The revolt against the elites and the limits of populism

Among poli sci savants, such contrariness at the ballot box is defined as “populism.” But it’s a definition that does nothing to define the phenomenon. Populism is just a name for an opinion common in most democracies: There exists a large herd of the clueless, and running circles around them is a small pack of wiseacres. Populist opinion has an effect even in political systems where the opinion of the populace doesn’t matter. Vladimir Putin harnessed populist outrage at the kleptomaniac incompetents who took possession of Russia after perestroika. Xi Jinping’s neo-Maoism makes use of populist anger at the all-the-tea-in-China scale of corruption among the Chinese elites.

There are even populist aspects to Islamic terrorism. Fanatical interpretation of “jihad” is antielite. Islamic terrorists hate elites so much that they have suicide squads of elites who go around killing themselves.

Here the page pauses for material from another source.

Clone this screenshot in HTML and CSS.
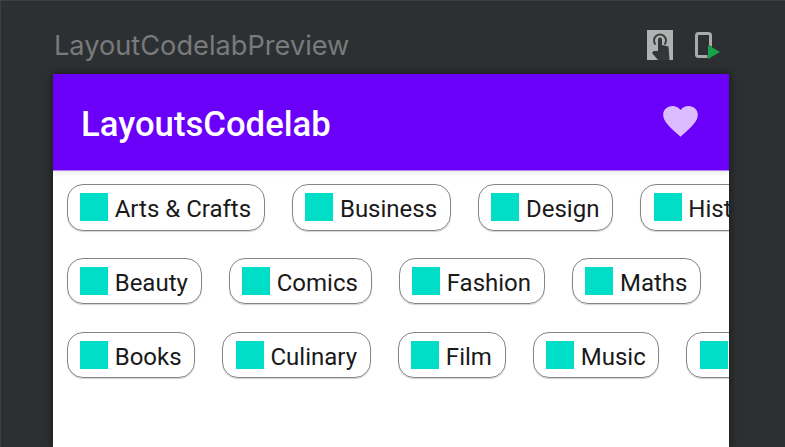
FILE: index.html
```html
<!DOCTYPE html>
<html lang="en">
<head>
	<meta charset="UTF-8">
	<meta name="viewport" content="width=device-width, initial-scale=1.0">
	<title>LayoutCodelabPreview</title>
	<link rel="stylesheet" href="styles.css">
</head>
<body>
	<div class="toolbar">
		<span class="preview-name">LayoutCodelabPreview</span>
		<div class="tools">
			<svg class="tool-icon" width="26" height="30" viewBox="0 0 26 30">
				<rect x="0" y="0" width="26" height="30" fill="#b0b2b2"/>
				<path d="M8.500 14.500a6 6 0 1 1 9 0" fill="none" stroke="#3c3f41" stroke-width="2"/>
				<path d="M11 21V9.500a2 2 0 0 1 4 0V15l6.500 1.500 1 13.500H11L5 23l1.500-2z" fill="#34373a"/>
			</svg>
			<svg class="tool-icon phone" width="25" height="28" viewBox="0 0 25 28">
				<rect x="1.500" y="1.500" width="14" height="23" rx="2" fill="none" stroke="#a9abab" stroke-width="3"/>
				<path d="M13 13l12 7-12 7z" fill="#17a34a" stroke="#2d3032" stroke-width="1" paint-order="stroke"/>
			</svg>
		</div>
	</div>
	<div class="device">
		<div class="app-bar">
			<span class="app-title">LayoutsCodelab</span>
			<svg class="heart" width="35" height="31" viewBox="0 0 24 21.500">
				<path d="M12 21.400l-1.700-1.600C4.100 14.300 0 10.600 0 6.100 0 2.500 2.800 0 6.400 0c2.200 0 4.200 1 5.600 2.700C13.400 1 15.400 0 17.600 0 21.200 0 24 2.500 24 6.100c0 4.500-4.100 8.200-10.300 13.700z" fill="#dcbcff"/>
			</svg>
		</div>
		<div class="chips">
			<div class="chip-row">
				<div class="chip"><span class="swatch"></span><span class="chip-label">Arts &amp; Crafts</span></div>
				<div class="chip"><span class="swatch"></span><span class="chip-label">Business</span></div>
				<div class="chip"><span class="swatch"></span><span class="chip-label">Design</span></div>
				<div class="chip"><span class="swatch"></span><span class="chip-label">History</span></div>
			</div>
			<div class="chip-row">
				<div class="chip"><span class="swatch"></span><span class="chip-label">Beauty</span></div>
				<div class="chip"><span class="swatch"></span><span class="chip-label">Comics</span></div>
				<div class="chip"><span class="swatch"></span><span class="chip-label">Fashion</span></div>
				<div class="chip"><span class="swatch"></span><span class="chip-label">Maths</span></div>
			</div>
			<div class="chip-row">
				<div class="chip"><span class="swatch"></span><span class="chip-label">Books</span></div>
				<div class="chip"><span class="swatch"></span><span class="chip-label">Culinary</span></div>
				<div class="chip"><span class="swatch"></span><span class="chip-label">Film</span></div>
				<div class="chip"><span class="swatch"></span><span class="chip-label">Music</span></div>
				<div class="chip"><span class="swatch"></span><span class="chip-label">Painting</span></div>
			</div>
		</div>
	</div>
</body>
</html>
```

FILE: styles.css
```css
html, body {
	height: 100%;
}
body {
	margin: 0;
	background-color: #2d3032;
	box-shadow: inset 1px 1px 0 #3d4042;
	font-family: Roboto, sans-serif;
	overflow: hidden;
}
.toolbar {
	height: 74px;
	box-sizing: border-box;
	padding: 30px 65px 0 54px;
	display: flex;
	justify-content: space-between;
	align-items: flex-start;
}
.preview-name {
	font-family: Inter, sans-serif;
	font-size: 27.2px;
	line-height: 32px;
	color: #787a7b;
}
.tools {
	display: flex;
	gap: 22px;
}
.tool-icon {
	display: block;
}
.phone {
	margin-top: 2px;
}
.device {
	width: 676px;
	height: 373px;
	margin-left: 53px;
	background-color: #fff;
	box-shadow: 0 0 9px rgba(0, 0, 0, 0.55);
	overflow: hidden;
}
.app-bar {
	height: 97px;
	padding: 0 31px 1px 28px;
	display: flex;
	justify-content: space-between;
	align-items: center;
	background-color: #6a00fa;
	box-shadow: 0 1px 6px rgba(0, 0, 0, 0.12);
	border-bottom: 1px solid #b07ef5;
	box-sizing: border-box;
}
.app-title {
	font-size: 34.7px;
	font-weight: 500;
	color: #fff;
	margin-top: 5px;
}
.chips {
	padding: 13px 13.500px;
	display: flex;
	flex-direction: column;
	gap: 27.300px;
}
.chip-row {
	display: flex;
	gap: 27px;
}
.chip {
	flex-shrink: 0;
	height: 46.500px;
	box-sizing: border-box;
	padding: 0 12.700px 0 12.500px;
	display: flex;
	align-items: center;
	gap: 6.700px;
	border: 1px solid #858585;
	border-radius: 16px;
	box-shadow: 0 1px 1px rgba(0, 0, 0, 0.18);
	font-size: 24px;
	color: #1a1a1a;
}
.chip-label {
	margin-top: 4px;
}
.swatch {
	width: 28px;
	height: 28px;
	background-color: #00dec7;
}
```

Countries with strong democratic traditions—and let’s hope we live in one—don’t harbor the kind of populism that goes psycho, like ISIS. Americans don’t appreciate being labeled as clueless, or as wiseacres either. Thus American populism has its limits. This does not keep American politicians from doing everything they can to provoke the alarums and excursions of populism. The most privileged politicians will give it a try. Hillary Clinton, wiseacre, toiled among clueless Latino, black, and millennial voters in hope of using the alarums of Donald Trump to promote her excursion to the White House.